### EXERCISE DETAILS
Output the material beneath this task exactly, images excluded.
"""
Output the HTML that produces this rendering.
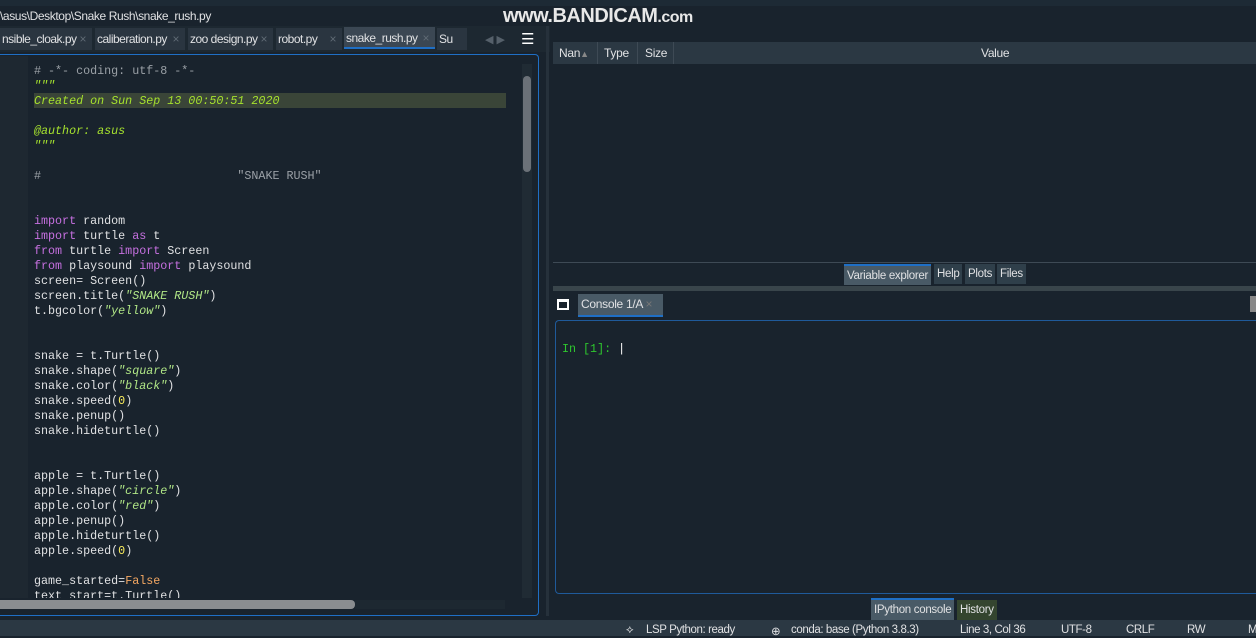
<!DOCTYPE html>
<html><head><meta charset="utf-8"><style>
*{margin:0;padding:0;box-sizing:border-box}
body{width:1256px;height:636px;background:#19232d;overflow:hidden;position:relative;font-family:"Liberation Sans",sans-serif;color:#e0e1e3}
.a{position:absolute}
.code{font-family:"Liberation Mono",monospace;font-size:11.7px;white-space:pre;line-height:15px}
.k{color:#c670e0}.s{color:#b0e686;font-style:italic}.c{color:#9aa0a6}.n{color:#faed5c}.f{color:#f5a862}.d{color:#a6e22e;font-style:italic}
.tab{position:absolute;top:28px;height:22px;background:#2a3540;font-size:12px;line-height:22px;padding-left:2px;color:#e0e1e3;letter-spacing:-0.5px}
.tab i{font-style:normal;color:#5f6a74;position:absolute;right:6px}
.btn{position:absolute;font-size:11.5px;letter-spacing:-0.3px;background:#2f3f4a;height:20px;line-height:20px;padding:0 3px;color:#e0e1e3}
.st{position:absolute;top:624px;font-size:11.5px;letter-spacing:-0.4px;white-space:pre}
</style></head><body>
<div class="a" style="left:0;top:0;width:1256px;height:6px;background:#1d2a35"></div>
<div class="a" style="left:0;top:9px;font-size:12px;letter-spacing:-0.4px">\asus\Desktop\Snake Rush\snake_rush.py</div>
<div class="a" style="left:503px;top:5px;font-size:20px;font-weight:bold;color:#e8e8e8;letter-spacing:-0.5px">www.BANDICAM<span style="font-size:16px">.com</span></div>
<div class="a" style="left:0;top:26px;width:550px;height:26px;background:#1d2831"></div>
<div class="tab" style="left:0;width:92px">nsible_cloak.py<i>×</i></div>
<div class="tab" style="left:95px;width:90px">caliberation.py<i>×</i></div>
<div class="tab" style="left:188px;width:85px">zoo design.py<i>×</i></div>
<div class="tab" style="left:276px;width:66px">robot.py<i>×</i></div>
<div class="tab" style="left:344px;width:91px;top:27px;background:#3b4753;border-bottom:2px solid #1f6fc5">snake_rush.py<i>×</i></div>
<div class="tab" style="left:437px;width:30px">Su</div>
<div class="a" style="left:485px;top:33px;color:#55606a;font-size:11px">◀ ▶</div>
<div class="a" style="left:521px;top:30px;font-size:15px;color:#fff">☰</div>
<!-- editor -->
<div class="a" style="left:0;top:54px;width:539px;height:562px;border:1px solid #1f6fc5;border-left:none;border-radius:0 4px 4px 0"></div>
<div class="a" style="left:0;top:56px;width:28px;height:542px;background:#1e2831"></div>
<div class="a" style="left:34px;top:93px;width:472px;height:15px;background:#3a4538"></div>
<div class="a" style="left:522px;top:64px;width:10px;height:534px;background:#202b34"></div>
<div class="a" style="left:523px;top:76px;width:8px;height:96px;background:#6b7178;border-radius:4px"></div>
<div class="a code" style="left:34px;top:64px;height:534px;overflow:hidden;color:#e0e1e3"><span class="c"># -*- coding: utf-8 -*-</span>
<span class="d">"""</span>
<span class="d">Created on Sun Sep 13 00:50:51 2020</span>

<span class="d">@author: asus</span>
<span class="d">"""</span>

<span class="c">#                            "SNAKE RUSH"</span>


<span class="k">import</span> random
<span class="k">import</span> turtle <span class="k">as</span> t
<span class="k">from</span> turtle <span class="k">import</span> Screen
<span class="k">from</span> playsound <span class="k">import</span> playsound
screen= Screen()
screen.title(<span class="s">"SNAKE RUSH"</span>)
t.bgcolor(<span class="s">"yellow"</span>)


snake = t.Turtle()
snake.shape(<span class="s">"square"</span>)
snake.color(<span class="s">"black"</span>)
snake.speed(<span class="n">0</span>)
snake.penup()
snake.hideturtle()


apple = t.Turtle()
apple.shape(<span class="s">"circle"</span>)
apple.color(<span class="s">"red"</span>)
apple.penup()
apple.hideturtle()
apple.speed(<span class="n">0</span>)

game_started=<span class="f">False</span>
text_start=t.Turtle()</div>
<div class="a" style="left:0;top:600px;width:355px;height:9px;background:#8a8d90;border-radius:0 4px 4px 0"></div>
<div class="a" style="left:355px;top:600px;width:150px;height:9px;background:#1d2831"></div>
<!-- right -->
<div class="a" style="left:546px;top:26px;width:3px;height:590px;background:#26313b"></div>
<div class="a" style="left:553px;top:42px;width:703px;height:22px;background:#2b3843"></div>
<div class="a" style="left:559px;top:46px;font-size:12px;letter-spacing:-0.3px">Nan<span style="color:#888;font-size:9px">▲</span></div>
<div class="a" style="left:597px;top:42px;width:1px;height:22px;background:#3e4a55"></div>
<div class="a" style="left:604px;top:46px;font-size:12px;letter-spacing:-0.3px">Type</div>
<div class="a" style="left:637px;top:42px;width:1px;height:22px;background:#3e4a55"></div>
<div class="a" style="left:645px;top:46px;font-size:12px;letter-spacing:-0.3px">Size</div>
<div class="a" style="left:673px;top:42px;width:1px;height:22px;background:#3e4a55"></div>
<div class="a" style="left:981px;top:46px;font-size:12px;letter-spacing:-0.3px">Value</div>
<div class="a" style="left:553px;top:262px;width:703px;height:1px;background:#3e4a55"></div>
<div class="btn" style="left:844px;top:264px;height:21px;background:#495a66;border-top:2px solid #1f6fc5">Variable explorer</div>
<div class="btn" style="left:934px;top:264px">Help</div>
<div class="btn" style="left:965px;top:264px">Plots</div>
<div class="btn" style="left:997px;top:264px">Files</div>
<div class="a" style="left:553px;top:286px;width:703px;height:5px;background:#39454b"></div>
<div class="a" style="left:557px;top:299px;width:12px;height:11px;border:2px solid #fff;border-top-width:3px"></div>
<div class="a" style="left:578px;top:294px;width:85px;height:23px;background:#495a66;border-bottom:2px solid #1f6fc5;font-size:12px;line-height:21px;padding-left:3px;letter-spacing:-0.3px">Console 1/A <span style="color:#777">×</span></div>
<div class="a" style="left:1250px;top:296px;width:6px;height:16px;background:#888"></div>
<div class="a" style="left:555px;top:320px;width:705px;height:274px;border:1px solid #1f5a9a;border-right:none;border-radius:4px 0 0 4px"></div>
<div class="a code" style="left:562px;top:342px;color:#2ec72e">In [1]: <span style="color:#fff">|</span></div>
<div class="btn" style="left:871px;top:598px;height:22px;background:#495a66;border-top:2px solid #1f6fc5">IPython console</div>
<div class="btn" style="left:957px;top:600px;background:#34452f">History</div>
<!-- status -->
<div class="a" style="left:0;top:620px;width:1256px;height:16px;background:#2b3843"></div>
<div class="st" style="left:626px">⟡</div>
<div class="st" style="left:646px">LSP Python: ready</div>
<div class="st" style="left:771px">⊕</div>
<div class="st" style="left:791px">conda: base (Python 3.8.3)</div>
<div class="st" style="left:960px">Line 3, Col 36</div>
<div class="st" style="left:1061px">UTF-8</div>
<div class="st" style="left:1126px">CRLF</div>
<div class="st" style="left:1187px">RW</div>
<div class="st" style="left:1248px">Me</div>
</body></html>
"""
### TASK RESPONSE
Output the HTML that produces this rendering.
<!DOCTYPE html>
<html><head><meta charset="utf-8"><style>
*{margin:0;padding:0;box-sizing:border-box}
body{width:1256px;height:636px;background:#19232d;overflow:hidden;position:relative;font-family:"Liberation Sans",sans-serif;color:#e0e1e3}
.a{position:absolute}
.code{font-family:"Liberation Mono",monospace;font-size:11.7px;white-space:pre;line-height:15px}
.k{color:#c670e0}.s{color:#b0e686;font-style:italic}.c{color:#9aa0a6}.n{color:#faed5c}.f{color:#f5a862}.d{color:#a6e22e;font-style:italic}
.tab{position:absolute;top:28px;height:22px;background:#2a3540;font-size:12px;line-height:22px;padding-left:2px;color:#e0e1e3;letter-spacing:-0.5px}
.tab i{font-style:normal;color:#5f6a74;position:absolute;right:6px}
.btn{position:absolute;font-size:11.5px;letter-spacing:-0.3px;background:#2f3f4a;height:20px;line-height:20px;padding:0 3px;color:#e0e1e3}
.st{position:absolute;top:624px;font-size:11.5px;letter-spacing:-0.4px;white-space:pre}
</style></head><body>
<div class="a" style="left:0;top:0;width:1256px;height:6px;background:#1d2a35"></div>
<div class="a" style="left:0;top:9px;font-size:12px;letter-spacing:-0.4px">\asus\Desktop\Snake Rush\snake_rush.py</div>
<div class="a" style="left:503px;top:5px;font-size:20px;font-weight:bold;color:#e8e8e8;letter-spacing:-0.5px">www.BANDICAM<span style="font-size:16px">.com</span></div>
<div class="a" style="left:0;top:26px;width:550px;height:26px;background:#1d2831"></div>
<div class="tab" style="left:0;width:92px">nsible_cloak.py<i>×</i></div>
<div class="tab" style="left:95px;width:90px">caliberation.py<i>×</i></div>
<div class="tab" style="left:188px;width:85px">zoo design.py<i>×</i></div>
<div class="tab" style="left:276px;width:66px">robot.py<i>×</i></div>
<div class="tab" style="left:344px;width:91px;top:27px;background:#3b4753;border-bottom:2px solid #1f6fc5">snake_rush.py<i>×</i></div>
<div class="tab" style="left:437px;width:30px">Su</div>
<div class="a" style="left:485px;top:33px;color:#55606a;font-size:11px">◀ ▶</div>
<div class="a" style="left:521px;top:30px;font-size:15px;color:#fff">☰</div>
<!-- editor -->
<div class="a" style="left:0;top:54px;width:539px;height:562px;border:1px solid #1f6fc5;border-left:none;border-radius:0 4px 4px 0"></div>
<div class="a" style="left:0;top:56px;width:28px;height:542px;background:#1e2831"></div>
<div class="a" style="left:34px;top:93px;width:472px;height:15px;background:#3a4538"></div>
<div class="a" style="left:522px;top:64px;width:10px;height:534px;background:#202b34"></div>
<div class="a" style="left:523px;top:76px;width:8px;height:96px;background:#6b7178;border-radius:4px"></div>
<div class="a code" style="left:34px;top:64px;height:534px;overflow:hidden;color:#e0e1e3"><span class="c"># -*- coding: utf-8 -*-</span>
<span class="d">"""</span>
<span class="d">Created on Sun Sep 13 00:50:51 2020</span>

<span class="d">@author: asus</span>
<span class="d">"""</span>

<span class="c">#                            "SNAKE RUSH"</span>


<span class="k">import</span> random
<span class="k">import</span> turtle <span class="k">as</span> t
<span class="k">from</span> turtle <span class="k">import</span> Screen
<span class="k">from</span> playsound <span class="k">import</span> playsound
screen= Screen()
screen.title(<span class="s">"SNAKE RUSH"</span>)
t.bgcolor(<span class="s">"yellow"</span>)


snake = t.Turtle()
snake.shape(<span class="s">"square"</span>)
snake.color(<span class="s">"black"</span>)
snake.speed(<span class="n">0</span>)
snake.penup()
snake.hideturtle()


apple = t.Turtle()
apple.shape(<span class="s">"circle"</span>)
apple.color(<span class="s">"red"</span>)
apple.penup()
apple.hideturtle()
apple.speed(<span class="n">0</span>)

game_started=<span class="f">False</span>
text_start=t.Turtle()</div>
<div class="a" style="left:0;top:600px;width:355px;height:9px;background:#8a8d90;border-radius:0 4px 4px 0"></div>
<div class="a" style="left:355px;top:600px;width:150px;height:9px;background:#1d2831"></div>
<!-- right -->
<div class="a" style="left:546px;top:26px;width:3px;height:590px;background:#26313b"></div>
<div class="a" style="left:553px;top:42px;width:703px;height:22px;background:#2b3843"></div>
<div class="a" style="left:559px;top:46px;font-size:12px;letter-spacing:-0.3px">Nan<span style="color:#888;font-size:9px">▲</span></div>
<div class="a" style="left:597px;top:42px;width:1px;height:22px;background:#3e4a55"></div>
<div class="a" style="left:604px;top:46px;font-size:12px;letter-spacing:-0.3px">Type</div>
<div class="a" style="left:637px;top:42px;width:1px;height:22px;background:#3e4a55"></div>
<div class="a" style="left:645px;top:46px;font-size:12px;letter-spacing:-0.3px">Size</div>
<div class="a" style="left:673px;top:42px;width:1px;height:22px;background:#3e4a55"></div>
<div class="a" style="left:981px;top:46px;font-size:12px;letter-spacing:-0.3px">Value</div>
<div class="a" style="left:553px;top:262px;width:703px;height:1px;background:#3e4a55"></div>
<div class="btn" style="left:844px;top:264px;height:21px;background:#495a66;border-top:2px solid #1f6fc5">Variable explorer</div>
<div class="btn" style="left:934px;top:264px">Help</div>
<div class="btn" style="left:965px;top:264px">Plots</div>
<div class="btn" style="left:997px;top:264px">Files</div>
<div class="a" style="left:553px;top:286px;width:703px;height:5px;background:#39454b"></div>
<div class="a" style="left:557px;top:299px;width:12px;height:11px;border:2px solid #fff;border-top-width:3px"></div>
<div class="a" style="left:578px;top:294px;width:85px;height:23px;background:#495a66;border-bottom:2px solid #1f6fc5;font-size:12px;line-height:21px;padding-left:3px;letter-spacing:-0.3px">Console 1/A <span style="color:#777">×</span></div>
<div class="a" style="left:1250px;top:296px;width:6px;height:16px;background:#888"></div>
<div class="a" style="left:555px;top:320px;width:705px;height:274px;border:1px solid #1f5a9a;border-right:none;border-radius:4px 0 0 4px"></div>
<div class="a code" style="left:562px;top:342px;color:#2ec72e">In [1]: <span style="color:#fff">|</span></div>
<div class="btn" style="left:871px;top:598px;height:22px;background:#495a66;border-top:2px solid #1f6fc5">IPython console</div>
<div class="btn" style="left:957px;top:600px;background:#34452f">History</div>
<!-- status -->
<div class="a" style="left:0;top:620px;width:1256px;height:16px;background:#2b3843"></div>
<div class="st" style="left:626px">⟡</div>
<div class="st" style="left:646px">LSP Python: ready</div>
<div class="st" style="left:771px">⊕</div>
<div class="st" style="left:791px">conda: base (Python 3.8.3)</div>
<div class="st" style="left:960px">Line 3, Col 36</div>
<div class="st" style="left:1061px">UTF-8</div>
<div class="st" style="left:1126px">CRLF</div>
<div class="st" style="left:1187px">RW</div>
<div class="st" style="left:1248px">Me</div>
</body></html>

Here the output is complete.